SEED’s Deputy Director is Revd Tony Bradley. Tony has twenty five years of experience in managing SEEs and teaching, writing and consulting on organisational leadership and change.
The SEED Centre successfully hosted an Official Fringe Event to the Global Entrepreneurship Congress on March 12th, 2012: “Turning “Good” Business into Profits (or why “Bad” business will be bad for your wealth)”.
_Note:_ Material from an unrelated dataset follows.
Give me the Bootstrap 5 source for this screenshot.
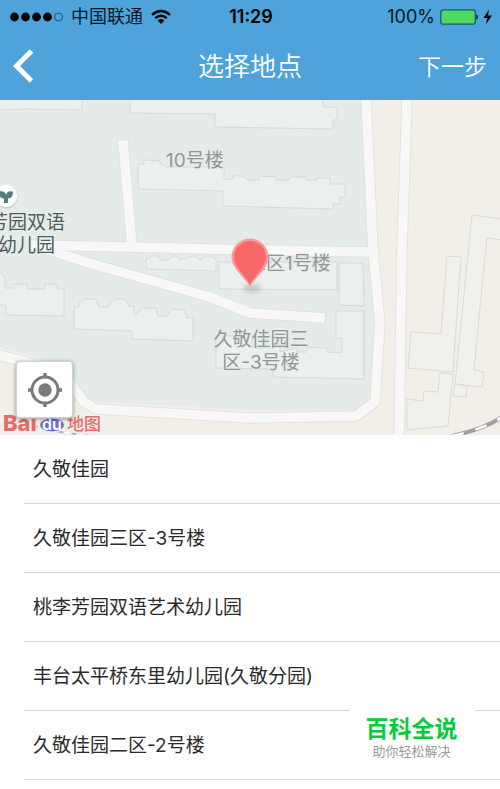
<!DOCTYPE html>
<html lang="zh-CN">
<head>
<meta charset="utf-8">
<meta name="viewport" content="width=device-width, initial-scale=1">
<title>选择地点</title>
<link href="https://cdn.jsdelivr.net/npm/bootstrap@5.3.0/dist/css/bootstrap.min.css" rel="stylesheet">
<style>
body { font-family: Inter, "Noto Sans CJK SC", sans-serif; color: #2b2b2b; background: #fff; }
.topbar { background: #4da3da; }
.status { height: 32px; padding: 1px 8px 0 10px; font-size: 18px; line-height: 31px; color: #0a1a24; }
.status svg { flex: none; }
.clock { font-weight: 600; color: #000; }
.titlebar { height: 68px; padding: 0 13px; }
.titlebar h1 { font-size: 26px; font-weight: 350; line-height: 32px; padding-top: 2px; }
.next-btn { font-size: 23px; font-weight: 350; line-height: 32px; padding-top: 2px; }
.map-view { height: 335px; background: #f1efe8; }
.map-view text { font-size: 19px; }
.map-view .logo-latin { font-size: 22px; }
.map-view .logo-du { font-size: 16px; }
.map-view .logo-han { font-size: 17px; }
.locate { left: 16px; bottom: 17px; width: 57px; height: 57px; background: #fff; border: 1px solid #d2d2d2; border-radius: 4px; box-shadow: 0 1px 4px rgba(0,0,0,.4); }
.places { padding-left: 24px; }
.places .list-group-item { height: 69px; padding: 3px 9px 0; border-color: #d6d6d6; border-width: 0 0 1px; font-size: 19px; color: #2b2b2b; background: transparent; }
.brand-mark { right: 25px; bottom: 12px; width: 125px; height: 72px; padding: 10px 2px 0 0; background: #fff; }
.brand-name { font-size: 23px; line-height: 28px; color: #08cb3c; }
.brand-note { font-size: 13px; line-height: 16px; color: #9a9a9a; }
</style>
<script src="https://cdn.jsdelivr.net/npm/bootstrap@5.3.0/dist/js/bootstrap.bundle.min.js"></script>
</head>
<body>
<div class="min-vh-100 position-relative overflow-hidden">
<header class="topbar">
  <div class="status row g-0 align-items-center flex-nowrap">
    <div class="col d-flex align-items-center">
      <svg width="53" height="10" viewBox="0 0 53 10" aria-hidden="true"><g fill="#000"><circle cx="4.5" cy="5" r="4.4"/><circle cx="15.5" cy="5" r="4.4"/><circle cx="26.5" cy="5" r="4.4"/><circle cx="37.5" cy="5" r="4.4"/></g><circle cx="48.5" cy="5" r="4" fill="none" stroke="#1c3c50" stroke-width=".8"/></svg>
      <span class="ms-2 me-2 text-nowrap">中国联通</span>
      <svg width="20" height="16" viewBox="0 0 20 16" aria-hidden="true"><g fill="none" stroke="#000" stroke-width="2.3"><path d="M1 5.8Q10-1.9 19 5.8"/><path d="M4.2 9.2Q10 4.3 15.8 9.2"/></g><path d="M6.7 11.5Q10 8.7 13.3 11.5L10 15z"/></svg>
    </div>
    <div class="col-auto clock">11:29</div>
    <div class="col d-flex align-items-center justify-content-end">
      <span>100%</span>
      <svg class="ms-1" width="53" height="18" viewBox="0 0 53 18" aria-hidden="true"><rect x="1.8" y="1.8" width="34.5" height="14.4" rx="2.5" fill="#4cd964" stroke="#235572" stroke-width="1.3"/><path d="M37.5 6q2.6 3 0 6z"/><path d="M50 1.5 44.5 10h3.8l-1.6 6.5 6.3-9h-4z"/></svg>
    </div>
  </div>
  <div class="titlebar row g-0 align-items-center flex-nowrap">
    <div class="col">
      <button class="btn p-0 border-0 d-flex" type="button" aria-label="返回"><svg width="22" height="34" viewBox="0 0 22 34"><path d="M18.5 2 3.5 17l15 15" fill="none" stroke="#fff" stroke-width="5"/></svg></button>
    </div>
    <h1 class="col-auto mb-0 text-white">选择地点</h1>
    <div class="col text-end"><button class="btn next-btn px-0 pb-0 border-0 text-white" type="button">下一步</button></div>
  </div>
</header>
<main>
  <section class="map-view position-relative overflow-hidden" aria-label="地图">
    <svg class="d-block w-100 h-100" viewBox="0 100 500 335" preserveAspectRatio="xMidYMid slice" role="img" aria-label="久敬佳园周边地图">
      <defs><filter id="soft" x="-50%" y="-100%" width="200%" height="300%"><feGaussianBlur stdDeviation="2.5"/></filter></defs>
      <path fill="#e4ebe9" d="M0 100H361L370 247 379 322 374 402 355 411 250 410 94 402 84 394 72 374 50 361 0 348z"/>
      <g fill="#ebefee" stroke="#d5dad9" stroke-width="1">
        <path d="M-2 98H82V110L26 109-2 110z"/>
        <path d="M130 98V113L215 114V127L333 129V120H337V107H323V98z"/>
        <path d="M138 164H144V160L160 161V164H163L166 167H224V179H233V176H244L248 180H259V176L276 177V180H289V177H306V180H317V178H330V184H345V197H340V204H333V209L223 206V191L138 189z"/>
        <path d="M146 259 152 256H158L161 260H168L172 256H177L180 260 188 258 192 256H196L200 260 206 256H212L216 259V271L146 269z"/>
        <path d="M219 262H337V290L219 289z"/>
        <path d="M339 263H363L364 306 339 305z"/>
        <path d="M336 311H364V379L273 377V369L216 368V336H252V348H273V345H280V352L297 348V352H307V347L327 348V352L342 353V338H336z"/>
        <path d="M-2 271 5 277V288H14V284H27V289H45V284H57V289H64V316L6 315V305H-2z"/>
        <path d="M74 307H79V303L84 299H96L99 307H108L114 299H125L129 306H134V315L143 308H156L158 316H167L172 309 184 310 187 318H193V341L132 339V331L74 329z"/>
      </g>
      <g fill="#f0f0ed" stroke="#d9d9d5">
        <path d="M447 256 461 257 453 372 408 368 411 332 441 334z"/>
        <path d="M472 215 502 219V240L487 238 484 266 474 370 484 372 482 387 455 384z"/>
        <path d="M455 384 467 386 466 397 453 396z"/>
        <path d="M440 373 453 374 448 426 407 430V399L423 401 424 391 438 392z"/>
      </g>
      <g fill="none" stroke="#e2dfd5" stroke-width="11" stroke-linejoin="round">
        <path d="M123 140 132 247"/><path d="M30 245 130 247 250 250 370 252"/><path d="M40 247 85 262 210 297 250 313 326 318"/>
        <path d="M366 98 373 250 380 322 375 402 356 416 250 418 96 409 84 402 73 387 50 368-2 355"/><path d="M407 98 402 250 399 437"/>
      </g>
      <g fill="none" stroke="#f8f8f8" stroke-width="9.5" stroke-linejoin="round">
        <path d="M123 140.500 132 247"/><path d="M30 245 130 247 250 250 373 252"/><path d="M40 247 85 262 210 297 250 313 325 318"/>
        <path d="M366 98 373 250 380 322 375 402 356 416 250 418 96 409 84 402 73 387 50 368-2 355"/><path d="M407 98 402 250 399 437"/>
      </g>
      <g fill="none"><path d="M452 436Q484 429 502 417" stroke="#a0a0a0" stroke-width="4"/><path d="M452 436Q484 429 502 417" stroke="#fff" stroke-width="2.5" stroke-dasharray="12 12"/><path d="M0 419 60 432 90 436" stroke="#b5b5b5" stroke-width="2"/><path d="M0 419 60 432 90 436" stroke="#fff" stroke-width="2" stroke-dasharray="8 5"/></g>
      <g fill="#8f9896" stroke="#e8edeb" stroke-width="1" paint-order="stroke">
        <text x="166" y="167">10号楼</text><text x="247" y="270">三区1号楼</text>
        <text x="261" y="346" text-anchor="middle">久敬佳园三</text><text x="261" y="369" text-anchor="middle">区-3号楼</text>
      </g>
      <g fill="#4c5c5a" stroke="#eef2f1" stroke-width="1" paint-order="stroke"><text x="65" y="229" text-anchor="end">芳园双语</text><text x="55" y="252" text-anchor="end">幼儿园</text></g>
      <circle cx="6" cy="197" r="11.5" fill="#c9d0ce"/><circle cx="6" cy="196" r="11" fill="#fff"/>
      <path fill="#547f7c" d="M4 203V198.500Q-1 199-1 191.500 5 190 6 195 7 190 13 191.500 13 198.500 8 198.500V203z"/>
      <ellipse cx="252" cy="288" rx="9" ry="4" fill="#68716f" opacity=".3" filter="url(#soft)"/>
      <path fill="#fa9a9a" d="M250 287C246 278 231.500 269 231.500 257A18.500 18.500 0 0 1 268.500 257C268.500 269 254 278 250 287z"/>
      <path fill="#f96869" d="M250 285C246 276 234 267 234 257A16 16 0 0 1 266 257C266 267 254 276 250 285z"/>
      <g font-weight="800">
        <text class="logo-latin" x="3" y="431" fill="#e66c69" stroke="#f8eeea" stroke-width="2" paint-order="stroke">Bai</text>
        <ellipse cx="52" cy="425" rx="12.500" ry="7" fill="#6e6cdb" stroke="#f1effa"/>
        <text class="logo-du" x="52" y="430" text-anchor="middle" fill="#fff" font-weight="600">du</text>
        <text class="logo-han" x="67" y="430" fill="#e66c69" font-weight="500" stroke="#f8eeea" stroke-width="2" paint-order="stroke">地图</text>
      </g>
    </svg>
    <button class="locate btn p-0 position-absolute d-flex align-items-center justify-content-center" type="button" aria-label="定位">
      <svg width="36" height="36" viewBox="0 0 36 36"><circle cx="18" cy="18" r="6.7" fill="#7c7c7c"/><circle cx="18" cy="18" r="13" fill="none" stroke="#7c7c7c" stroke-width="3"/><path d="M18 1v5M18 30v5M1 18h5M30 18h5" stroke="#7c7c7c" stroke-width="3.4"/></svg>
    </button>
  </section>
  <ul class="places list-group list-group-flush mb-0">
    <li class="list-group-item d-flex align-items-center">久敬佳园</li>
    <li class="list-group-item d-flex align-items-center">久敬佳园三区-3号楼</li>
    <li class="list-group-item d-flex align-items-center">桃李芳园双语艺术幼儿园</li>
    <li class="list-group-item d-flex align-items-center">丰台太平桥东里幼儿园(久敬分园)</li>
    <li class="list-group-item border-bottom d-flex align-items-center">久敬佳园二区-2号楼</li>
  </ul>
</main>
<aside class="brand-mark position-absolute text-center">
  <div class="brand-name fw-bold">百科全说</div>
  <div class="brand-note">助你轻松解决</div>
</aside>
</div>
</body>
</html>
The Global Entrepreneurship Congress, organised by the Kauffmann Organisation, delivered its third international event in Liverpool; the first time this event has been held anywhere in Europe. More than 7,000 people attended the Congress as a whole, with a host of Official Fringe events being run across the city-region. One of the most successful of these was organised by The SEED Centre, in conjunction with the Federation of Small Businesses (FSB), Chartered Management Institute (CMI) and Chartered Institute of Marketing (CIM). It was a rare occasion for social and ethical enterprise leaders and businesses to come together from the NW region, to learn, network and do business.
More than 90 people attended, most of whom were new to Hope University, with more than 50 coming directly from the social and ethical enterprise sector. Comments received included:
"As a new ethical business we were amazed at the energy and motivation in the room. It has really spurred us on".
"It is really important to meet with other like-minded business people. It can feel very isolated running your own company. And when you are mixing profit with care not everyone understands. Please lay on more events like this one".
Part of the mission of The SEED Centre is to increasingly help the regional network of social and ethical enterprise leaders, managers and staff to meet, learn together and resource one another. As such, we will be planning similar events for the future, which will be listed here.